Together, these efforts reflect J-PAL MENA’s holistic approach to advancing evidence-informed policymaking by generating rigorous research, building local capacity, and forging partnerships that translate evidence into meaningful impact.
What we’ve learned and the road ahead
One of the most important lessons we’ve learned over the past five years has been that building trust takes time. Meaningful partnerships with government institutions, civil society organizations, and international actors require sustained dialogue, adaptability, and a deep respect for local contexts, priorities, and constraints. We’ve learned that promoting evidence-informed policymaking is not only about technical rigor; it is equally about cultivating relationships, fostering shared ownership, and creating space for mutual learning.
Our work has also taught us that regional dynamics—political transitions, economic volatility, conflict, displacement, and crises like the Covid-19 pandemic—can both challenge and accelerate opportunities for research and policy engagement. Navigating these complexities has underscored the importance of responsiveness, humility, and long-term commitment in our approach.
Looking ahead, J-PAL MENA is entering its next chapter with a renewed sense of purpose and ambition. Over the next five years, we will deepen our work across priority areas that are critical to the region’s development. This includes climate resilience and environmental protection, where we will explore innovations to enhance sustainability and adaptation to climate change. It also includes youth employment and skills development, a longstanding regional challenge that we aim to address through rigorous evaluations of active labor market policies. We will deepen our engagement in health systems and education reform, identifying what works to improve service delivery and human capital outcomes.
In parallel, we will focus more on humanitarian settings, supporting efforts to generate evidence in fragile contexts and inform programming for displaced populations. Promoting gender equity and women's economic and social empowerment will remain a core priority across all of our work. In a region where women continue to face systemic barriers to employment, mobility, and decision-making, we are committed to identifying and scaling interventions that expand opportunities, agency, and well-being for women and girls.
As we broaden our sectoral focus, we are also sharpening our ambition around scale and regional expansion. Over the next phase, J-PAL MENA will prioritize efforts to translate effective pilot interventions into sustainable, government-led programs. We will work with our partners to identify scalable models, provide technical support for policy adoption and institutionalization, and generate the evidence needed to guide implementation at scale across countries in the MENA region.
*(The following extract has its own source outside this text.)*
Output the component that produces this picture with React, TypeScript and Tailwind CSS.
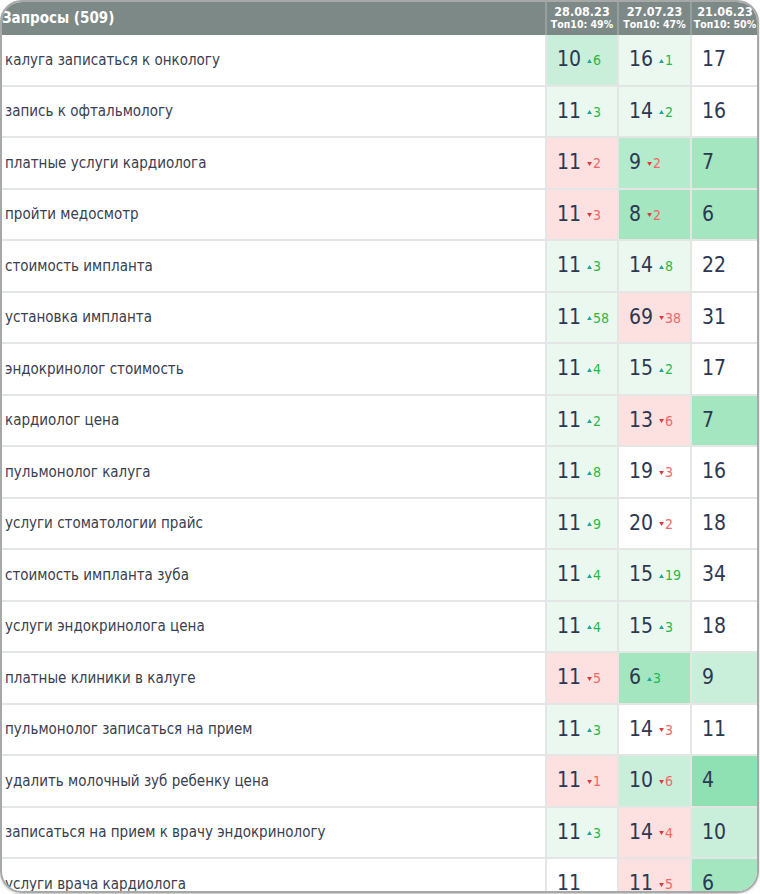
import React from 'react';

type Delta = { dir: 'up' | 'down'; value: number } | null;

interface Cell {
  pos: number;
  delta: Delta;
  bg: string;
}

interface Row {
  query: string;
  cells: Cell[];
}

const W = 'bg-white';
const L = 'bg-[#eaf8f0]';
const M = 'bg-[#c9efda]';
const S = 'bg-[#b4ebcc]';
const G = 'bg-[#a3e6c0]';
const D = 'bg-[#8fe0b2]';
const P = 'bg-[#fde0e0]';

const up = (value: number): Delta => ({ dir: 'up', value });
const down = (value: number): Delta => ({ dir: 'down', value });

const rows: Row[] = [
  { query: 'калуга записаться к онкологу', cells: [{ pos: 10, delta: up(6), bg: M }, { pos: 16, delta: up(1), bg: L }, { pos: 17, delta: null, bg: W }] },
  { query: 'запись к офтальмологу', cells: [{ pos: 11, delta: up(3), bg: L }, { pos: 14, delta: up(2), bg: L }, { pos: 16, delta: null, bg: W }] },
  { query: 'платные услуги кардиолога', cells: [{ pos: 11, delta: down(2), bg: P }, { pos: 9, delta: down(2), bg: S }, { pos: 7, delta: null, bg: G }] },
  { query: 'пройти медосмотр', cells: [{ pos: 11, delta: down(3), bg: P }, { pos: 8, delta: down(2), bg: G }, { pos: 6, delta: null, bg: G }] },
  { query: 'стоимость импланта', cells: [{ pos: 11, delta: up(3), bg: L }, { pos: 14, delta: up(8), bg: L }, { pos: 22, delta: null, bg: W }] },
  { query: 'установка импланта', cells: [{ pos: 11, delta: up(58), bg: L }, { pos: 69, delta: down(38), bg: P }, { pos: 31, delta: null, bg: W }] },
  { query: 'эндокринолог стоимость', cells: [{ pos: 11, delta: up(4), bg: L }, { pos: 15, delta: up(2), bg: L }, { pos: 17, delta: null, bg: W }] },
  { query: 'кардиолог цена', cells: [{ pos: 11, delta: up(2), bg: L }, { pos: 13, delta: down(6), bg: P }, { pos: 7, delta: null, bg: G }] },
  { query: 'пульмонолог калуга', cells: [{ pos: 11, delta: up(8), bg: L }, { pos: 19, delta: down(3), bg: W }, { pos: 16, delta: null, bg: W }] },
  { query: 'услуги стоматологии прайс', cells: [{ pos: 11, delta: up(9), bg: L }, { pos: 20, delta: down(2), bg: W }, { pos: 18, delta: null, bg: W }] },
  { query: 'стоимость импланта зуба', cells: [{ pos: 11, delta: up(4), bg: L }, { pos: 15, delta: up(19), bg: L }, { pos: 34, delta: null, bg: W }] },
  { query: 'услуги эндокринолога цена', cells: [{ pos: 11, delta: up(4), bg: L }, { pos: 15, delta: up(3), bg: L }, { pos: 18, delta: null, bg: W }] },
  { query: 'платные клиники в калуге', cells: [{ pos: 11, delta: down(5), bg: P }, { pos: 6, delta: up(3), bg: G }, { pos: 9, delta: null, bg: M }] },
  { query: 'пульмонолог записаться на прием', cells: [{ pos: 11, delta: up(3), bg: L }, { pos: 14, delta: down(3), bg: W }, { pos: 11, delta: null, bg: W }] },
  { query: 'удалить молочный зуб ребенку цена', cells: [{ pos: 11, delta: down(1), bg: P }, { pos: 10, delta: down(6), bg: M }, { pos: 4, delta: null, bg: D }] },
  { query: 'записаться на прием к врачу эндокринологу', cells: [{ pos: 11, delta: up(3), bg: L }, { pos: 14, delta: down(4), bg: P }, { pos: 10, delta: null, bg: M }] },
  { query: 'услуги врача кардиолога', cells: [{ pos: 11, delta: null, bg: W }, { pos: 11, delta: down(5), bg: P }, { pos: 6, delta: null, bg: G }] },
];

const dates = [
  { date: '28.08.23', top: 'Топ10: 49%' },
  { date: '27.07.23', top: 'Топ10: 47%' },
  { date: '21.06.23', top: 'Топ10: 50%' },
];

const font = "font-['DejaVu_Sans_Condensed','DejaVu_Sans',sans-serif]";

function DeltaMark({ delta }: { delta: Delta }) {
  if (!delta) return null;
  const isUp = delta.dir === 'up';
  return (
    <span className={`ml-[6px] mt-[2px] flex items-center text-[14px] ${isUp ? 'text-[#27b84a]' : 'text-[#f26565]'}`}>
      <svg width="5" height="4" viewBox="0 0 6 5" className={`mr-[1px] ${isUp ? 'fill-[#1fa89a]' : 'fill-[#e0383a]'}`}>
        {isUp ? <path d="M3 0 L6 5 L0 5 Z" /> : <path d="M0 0 L6 0 L3 5 Z" />}
      </svg>
      {delta.value}
    </span>
  );
}

export default function App() {
  return (
    <div className={`w-[760px] h-[894px] bg-white ${font}`}>
      <div className="w-[759px] h-[893px] rounded-[22px] border-2 border-[#a7a9a9] overflow-hidden shadow-[0_1px_2px_rgba(0,0,0,0.25)]">
        <div className="-ml-[2px] -mt-[2px] w-[758px]">
          <div className="grid grid-cols-[547px_72px_73px_66px] h-[35px] bg-[#7d8987] text-white">
            <div className="flex items-center pl-[2px] pt-[1px] text-[15px] font-bold border-r-2 border-[#96a19f]">Запросы (509)</div>
            {dates.map((d, i) => (
              <div key={i} className={`flex flex-col items-center justify-center font-bold leading-[13px] ${i < 2 ? 'border-r-2 border-[#96a19f]' : ''}`}>
                <span className="text-[12.5px]">{d.date}</span>
                <span className="text-[10.5px] whitespace-nowrap">{d.top}</span>
              </div>
            ))}
          </div>
          {rows.map((r, i) => (
            <div key={i} className="grid grid-cols-[547px_72px_73px_66px] h-[51.5px] border-b-2 border-[#e4e6e6]">
              <div className="flex items-center pl-[5px] text-[15px] text-[#39404f] border-r-2 border-[#e4e6e6]">{r.query}</div>
              {r.cells.map((c, j) => (
                <div key={j} className={`flex items-center pl-[10px] ${c.bg} ${j < 2 ? 'border-r-2 border-[#e4e6e6]' : ''}`}>
                  <span className="text-[21px] text-[#2c3852]">{c.pos}</span>
                  <DeltaMark delta={c.delta} />
                </div>
              ))}
            </div>
          ))}
        </div>
      </div>
    </div>
  );
}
None of this would be possible without the extraordinary support of our funders, implementing partners, affiliated researchers, J-PAL MENA team, and colleagues across the global J-PAL network. We are deeply grateful for the collaborations that have brought us to this moment, and we are energized by the road ahead.
As we mark this milestone, we are reminded that building a culture of evidence is a long-term journey. But with a growing community of committed partners, researchers, and practitioners, we are optimistic about the future of evidence-informed policymaking in MENA, and more determined than ever to contribute to a region where programs and policies are grounded in data, driven by impact, and centered on improving lives.